DATA ENTRIES:

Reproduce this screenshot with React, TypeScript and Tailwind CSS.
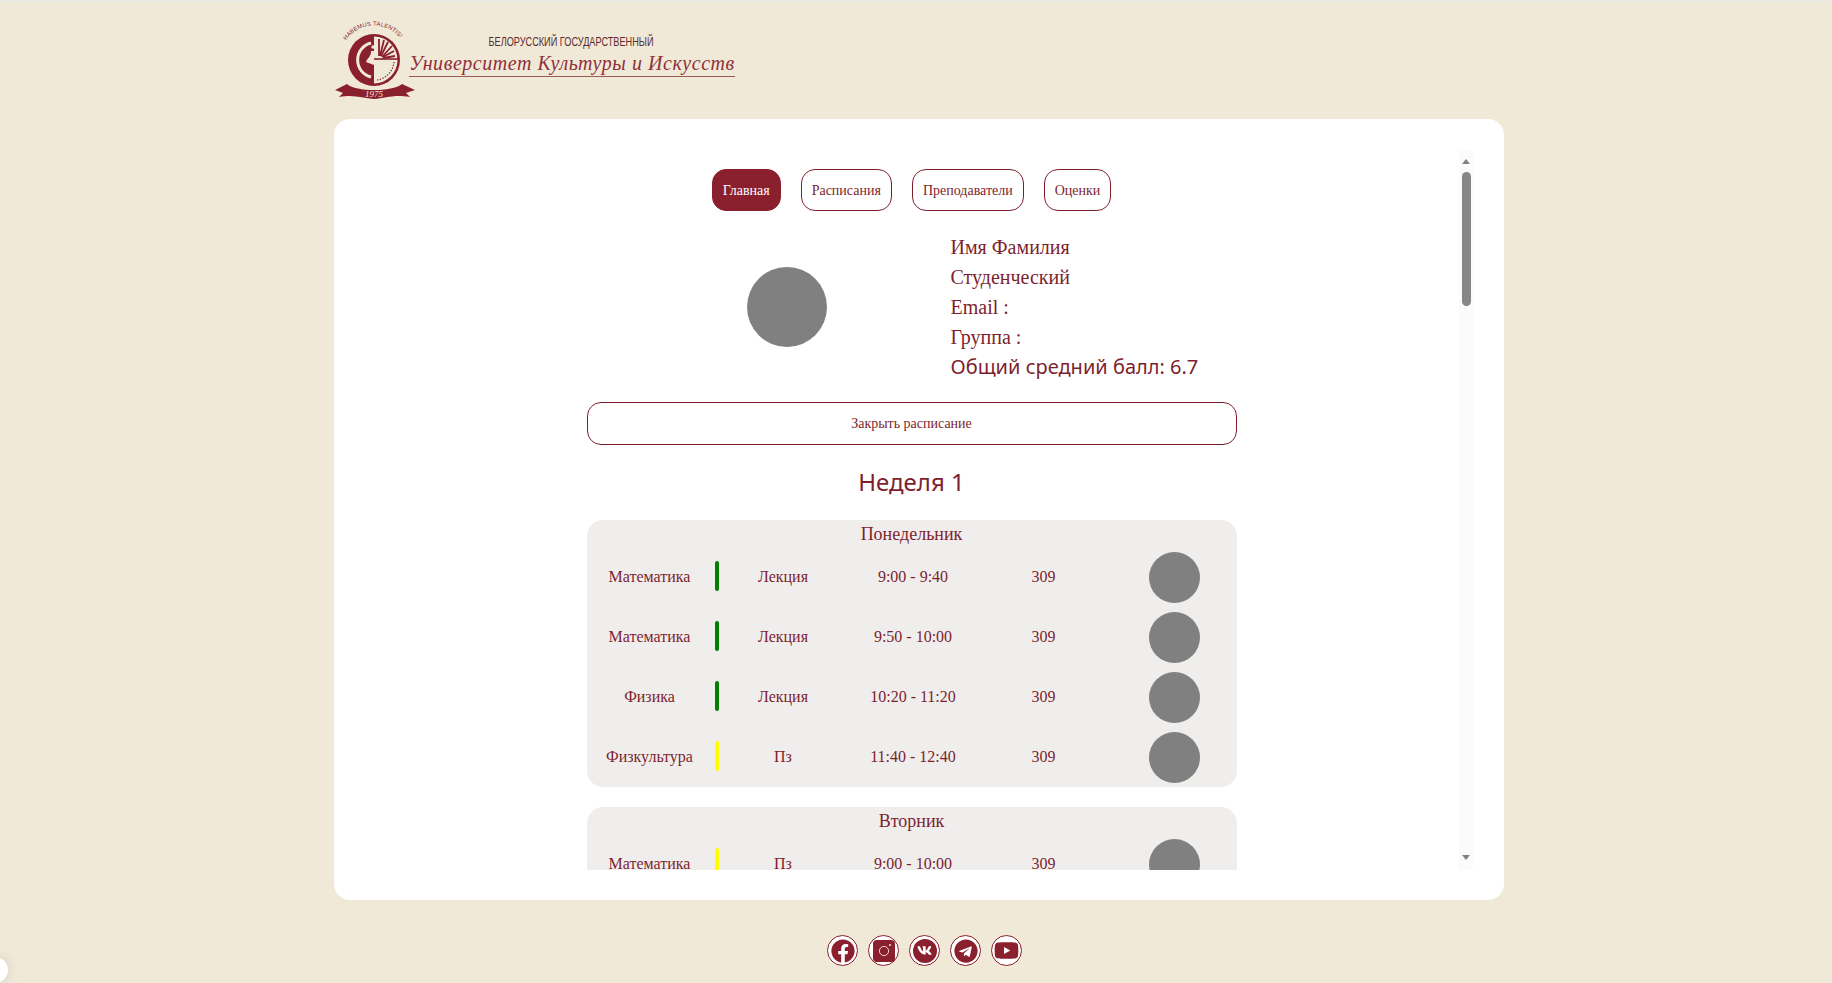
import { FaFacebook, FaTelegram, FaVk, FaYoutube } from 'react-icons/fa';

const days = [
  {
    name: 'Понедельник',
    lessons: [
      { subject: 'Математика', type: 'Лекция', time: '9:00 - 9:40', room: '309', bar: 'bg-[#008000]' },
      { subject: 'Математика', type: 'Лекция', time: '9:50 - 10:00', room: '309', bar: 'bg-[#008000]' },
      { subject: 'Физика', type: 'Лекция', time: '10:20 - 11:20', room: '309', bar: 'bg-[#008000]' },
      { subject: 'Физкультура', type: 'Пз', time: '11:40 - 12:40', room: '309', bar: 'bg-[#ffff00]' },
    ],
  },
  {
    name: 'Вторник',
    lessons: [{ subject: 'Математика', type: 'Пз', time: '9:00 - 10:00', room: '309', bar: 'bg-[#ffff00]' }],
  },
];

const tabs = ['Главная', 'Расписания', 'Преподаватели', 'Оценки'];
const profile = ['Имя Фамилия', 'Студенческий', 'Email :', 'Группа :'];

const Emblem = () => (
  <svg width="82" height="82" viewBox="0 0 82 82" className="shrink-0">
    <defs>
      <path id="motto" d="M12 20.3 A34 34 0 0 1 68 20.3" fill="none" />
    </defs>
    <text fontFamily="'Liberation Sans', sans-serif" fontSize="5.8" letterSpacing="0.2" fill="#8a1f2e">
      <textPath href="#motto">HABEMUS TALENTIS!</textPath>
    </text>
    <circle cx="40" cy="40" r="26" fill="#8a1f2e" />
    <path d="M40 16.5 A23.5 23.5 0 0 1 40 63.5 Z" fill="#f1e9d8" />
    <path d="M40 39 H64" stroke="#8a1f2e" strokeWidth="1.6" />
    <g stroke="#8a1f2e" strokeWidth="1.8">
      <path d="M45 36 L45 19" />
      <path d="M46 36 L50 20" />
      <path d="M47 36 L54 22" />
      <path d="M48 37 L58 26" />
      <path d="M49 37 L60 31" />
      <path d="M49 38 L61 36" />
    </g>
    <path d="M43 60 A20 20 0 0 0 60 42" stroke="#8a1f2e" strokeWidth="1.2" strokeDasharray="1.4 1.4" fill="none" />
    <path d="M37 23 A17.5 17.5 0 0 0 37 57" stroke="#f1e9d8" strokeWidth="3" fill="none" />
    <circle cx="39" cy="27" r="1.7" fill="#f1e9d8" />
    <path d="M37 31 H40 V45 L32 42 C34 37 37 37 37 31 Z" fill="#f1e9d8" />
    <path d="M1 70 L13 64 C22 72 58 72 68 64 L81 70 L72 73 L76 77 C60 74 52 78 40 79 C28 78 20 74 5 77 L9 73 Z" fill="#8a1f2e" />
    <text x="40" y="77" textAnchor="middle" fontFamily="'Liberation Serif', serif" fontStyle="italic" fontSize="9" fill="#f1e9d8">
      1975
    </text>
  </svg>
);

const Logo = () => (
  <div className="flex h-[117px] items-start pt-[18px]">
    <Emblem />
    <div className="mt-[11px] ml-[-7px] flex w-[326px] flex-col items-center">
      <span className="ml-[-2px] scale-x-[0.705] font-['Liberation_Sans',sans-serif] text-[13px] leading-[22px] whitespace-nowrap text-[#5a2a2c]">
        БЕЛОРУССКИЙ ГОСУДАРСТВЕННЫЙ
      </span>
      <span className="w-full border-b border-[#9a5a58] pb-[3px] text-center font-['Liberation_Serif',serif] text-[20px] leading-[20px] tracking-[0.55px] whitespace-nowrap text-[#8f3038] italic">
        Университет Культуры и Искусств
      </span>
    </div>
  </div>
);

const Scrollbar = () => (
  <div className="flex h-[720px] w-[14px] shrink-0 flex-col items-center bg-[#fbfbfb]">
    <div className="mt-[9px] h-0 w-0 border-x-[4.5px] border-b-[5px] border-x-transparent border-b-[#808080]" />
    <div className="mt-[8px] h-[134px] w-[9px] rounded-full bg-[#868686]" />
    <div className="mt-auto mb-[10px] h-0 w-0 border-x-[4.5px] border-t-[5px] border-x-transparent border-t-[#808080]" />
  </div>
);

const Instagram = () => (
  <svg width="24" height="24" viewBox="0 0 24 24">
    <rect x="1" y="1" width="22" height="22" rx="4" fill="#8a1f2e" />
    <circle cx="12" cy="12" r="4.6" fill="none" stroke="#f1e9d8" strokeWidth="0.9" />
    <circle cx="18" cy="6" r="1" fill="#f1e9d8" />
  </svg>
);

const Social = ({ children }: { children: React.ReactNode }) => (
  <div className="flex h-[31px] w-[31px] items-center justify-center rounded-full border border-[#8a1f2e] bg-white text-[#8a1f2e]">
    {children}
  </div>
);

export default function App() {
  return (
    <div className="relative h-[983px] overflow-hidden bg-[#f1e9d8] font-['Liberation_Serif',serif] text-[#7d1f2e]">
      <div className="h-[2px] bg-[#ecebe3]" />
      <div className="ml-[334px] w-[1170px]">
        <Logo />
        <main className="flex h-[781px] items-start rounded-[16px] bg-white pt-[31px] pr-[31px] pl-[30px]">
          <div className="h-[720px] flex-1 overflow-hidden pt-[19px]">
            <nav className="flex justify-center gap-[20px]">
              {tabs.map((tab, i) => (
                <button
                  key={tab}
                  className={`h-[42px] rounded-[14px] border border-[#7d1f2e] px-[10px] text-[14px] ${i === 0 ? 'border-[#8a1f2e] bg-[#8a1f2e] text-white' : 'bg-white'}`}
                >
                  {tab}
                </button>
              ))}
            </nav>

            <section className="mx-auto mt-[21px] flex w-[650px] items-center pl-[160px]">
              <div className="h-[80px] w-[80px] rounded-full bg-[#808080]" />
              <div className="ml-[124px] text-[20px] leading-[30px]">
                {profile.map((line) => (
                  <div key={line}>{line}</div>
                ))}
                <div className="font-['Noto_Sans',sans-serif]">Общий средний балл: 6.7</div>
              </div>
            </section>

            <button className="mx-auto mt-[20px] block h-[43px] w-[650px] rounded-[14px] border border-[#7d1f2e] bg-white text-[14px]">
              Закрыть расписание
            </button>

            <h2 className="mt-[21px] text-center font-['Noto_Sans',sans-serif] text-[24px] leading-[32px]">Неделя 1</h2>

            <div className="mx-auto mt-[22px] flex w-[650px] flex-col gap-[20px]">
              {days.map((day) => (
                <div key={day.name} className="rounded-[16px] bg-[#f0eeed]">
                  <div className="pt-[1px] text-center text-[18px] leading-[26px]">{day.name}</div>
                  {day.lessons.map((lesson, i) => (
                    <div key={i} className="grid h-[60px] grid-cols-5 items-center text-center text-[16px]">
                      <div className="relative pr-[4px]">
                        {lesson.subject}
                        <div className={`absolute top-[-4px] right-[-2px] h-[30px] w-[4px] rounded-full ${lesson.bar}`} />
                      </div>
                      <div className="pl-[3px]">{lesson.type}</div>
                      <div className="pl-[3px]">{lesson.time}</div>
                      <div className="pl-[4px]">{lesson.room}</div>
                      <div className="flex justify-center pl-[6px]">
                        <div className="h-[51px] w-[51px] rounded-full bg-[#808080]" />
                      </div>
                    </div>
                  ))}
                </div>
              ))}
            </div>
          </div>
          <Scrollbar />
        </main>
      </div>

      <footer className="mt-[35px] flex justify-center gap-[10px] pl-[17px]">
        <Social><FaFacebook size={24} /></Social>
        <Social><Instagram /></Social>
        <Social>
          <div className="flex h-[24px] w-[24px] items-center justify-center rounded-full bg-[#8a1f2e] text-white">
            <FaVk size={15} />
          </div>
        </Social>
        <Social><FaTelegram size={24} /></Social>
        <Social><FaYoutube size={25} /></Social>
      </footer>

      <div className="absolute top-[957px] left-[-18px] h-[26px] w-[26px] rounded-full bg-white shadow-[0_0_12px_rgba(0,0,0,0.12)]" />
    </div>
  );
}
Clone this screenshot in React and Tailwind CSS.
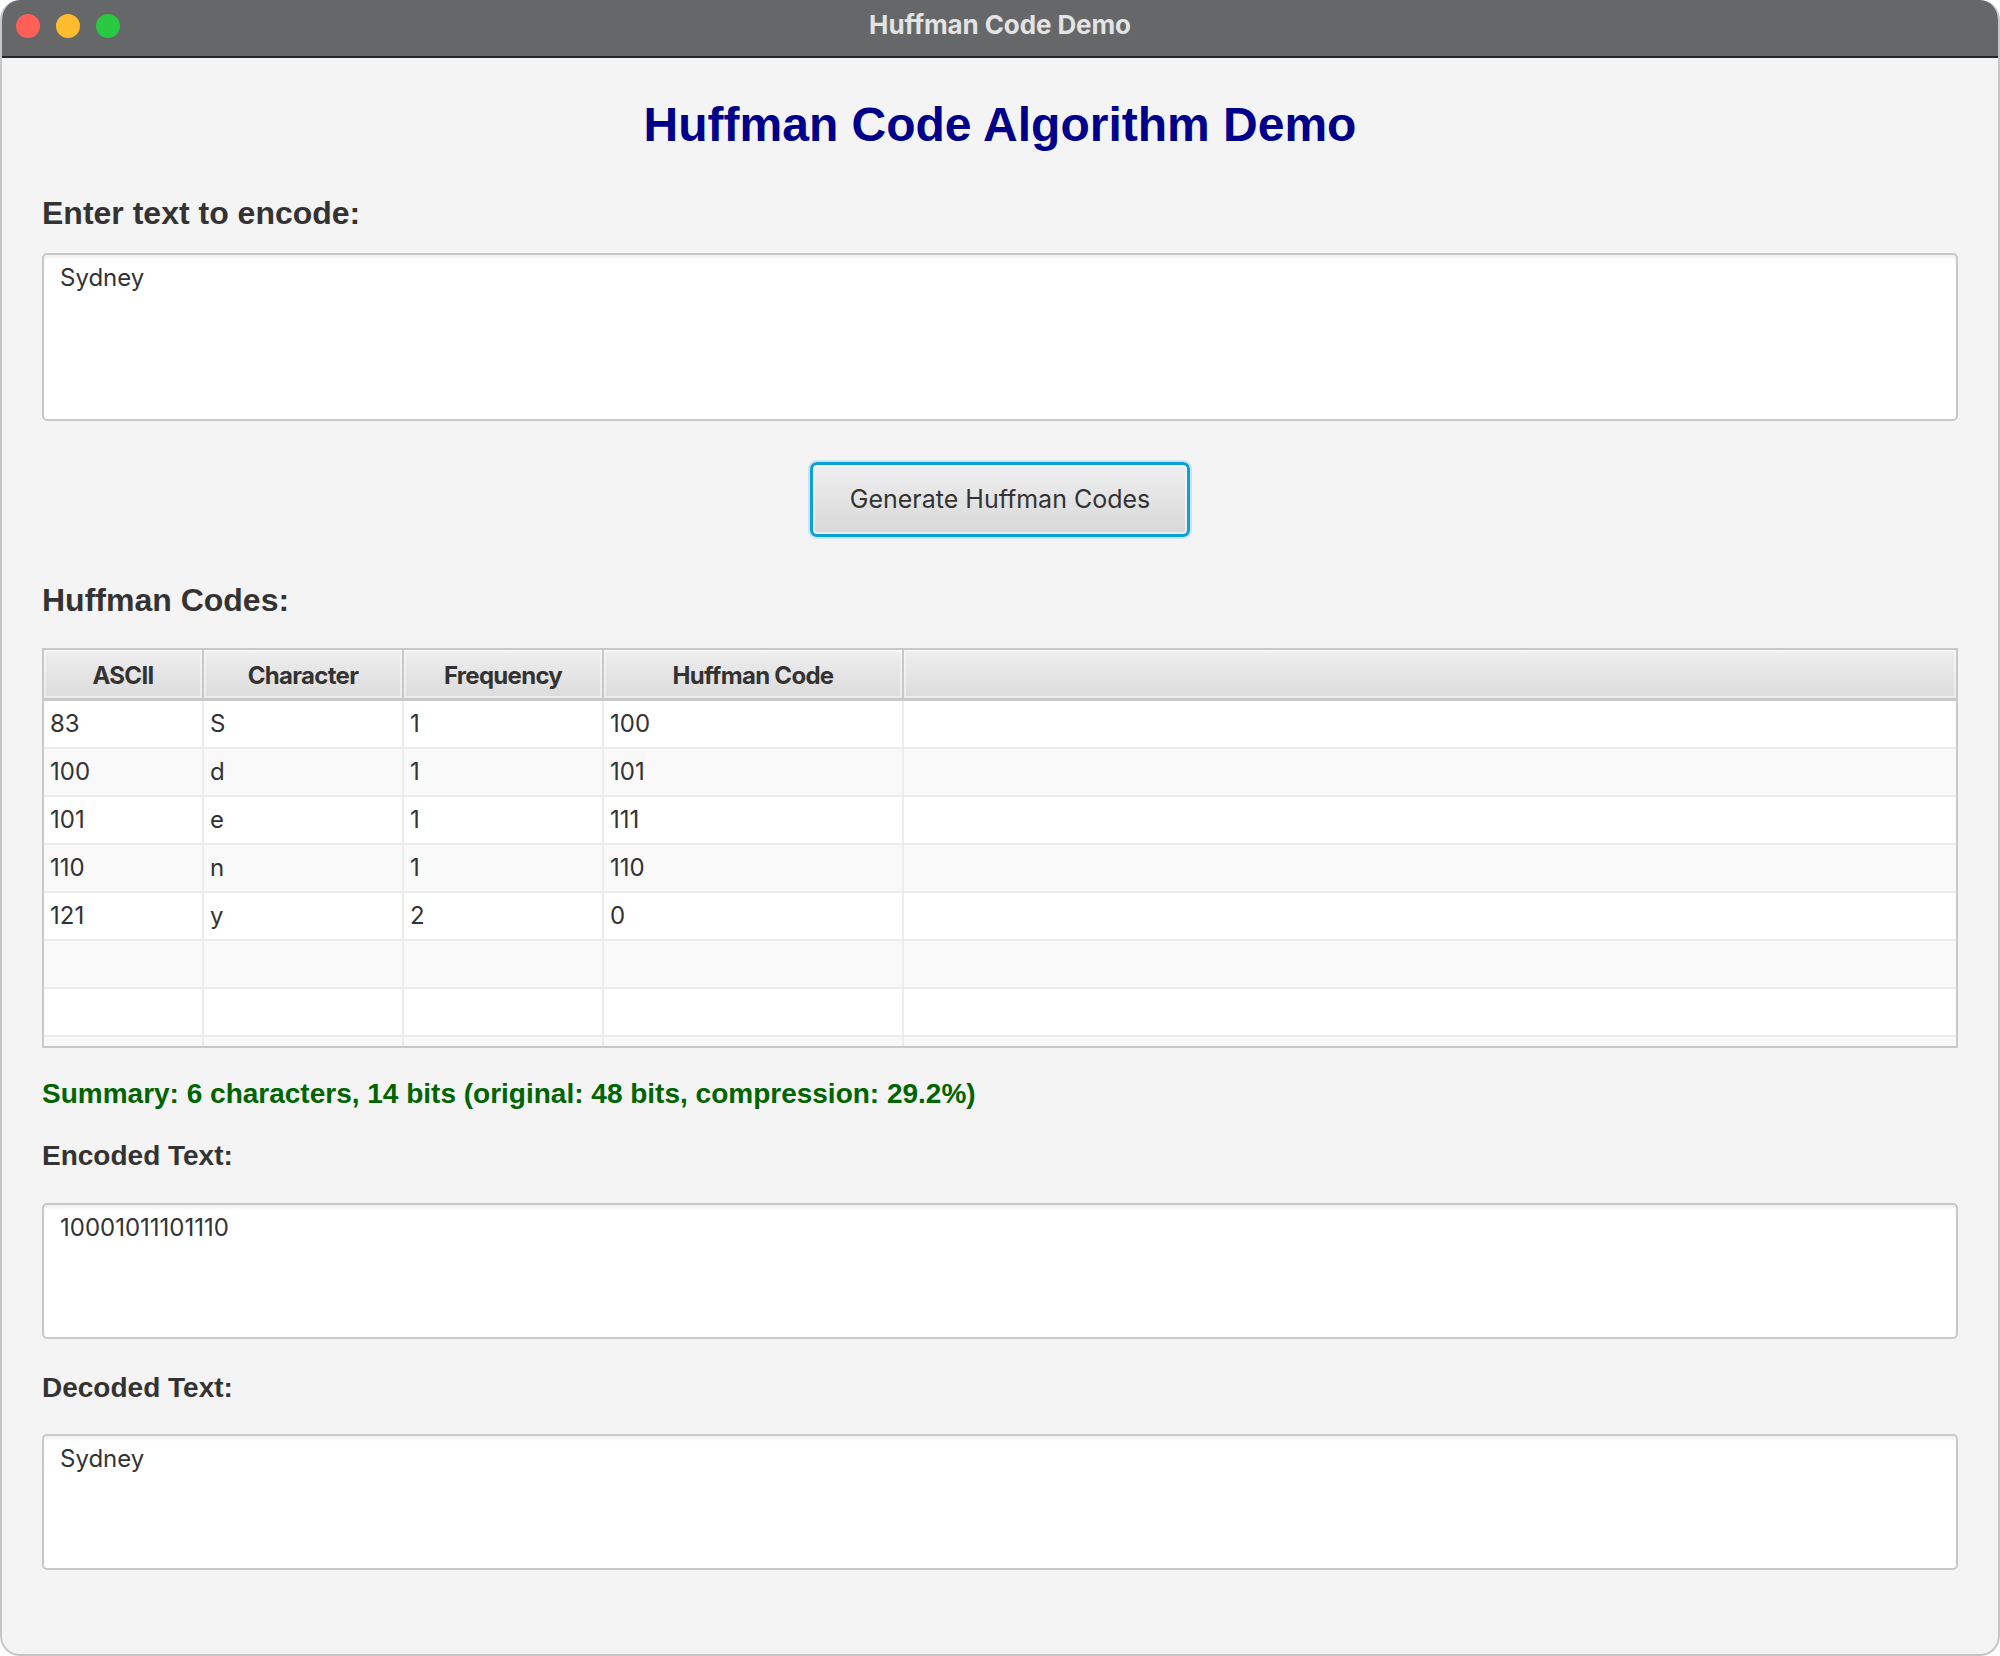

WRITTEN PROBLEM: Include the first line of the records, the line containing "FaTelegram, FaVk, FaYoutube", and every line between them, repeated exactly. Skip the pictures.

RESPONSE TO THE EXERCISE:
Reproduce this screenshot with React, TypeScript and Tailwind CSS.
import { FaFacebook, FaTelegram, FaVk, FaYoutube } from 'react-icons/fa';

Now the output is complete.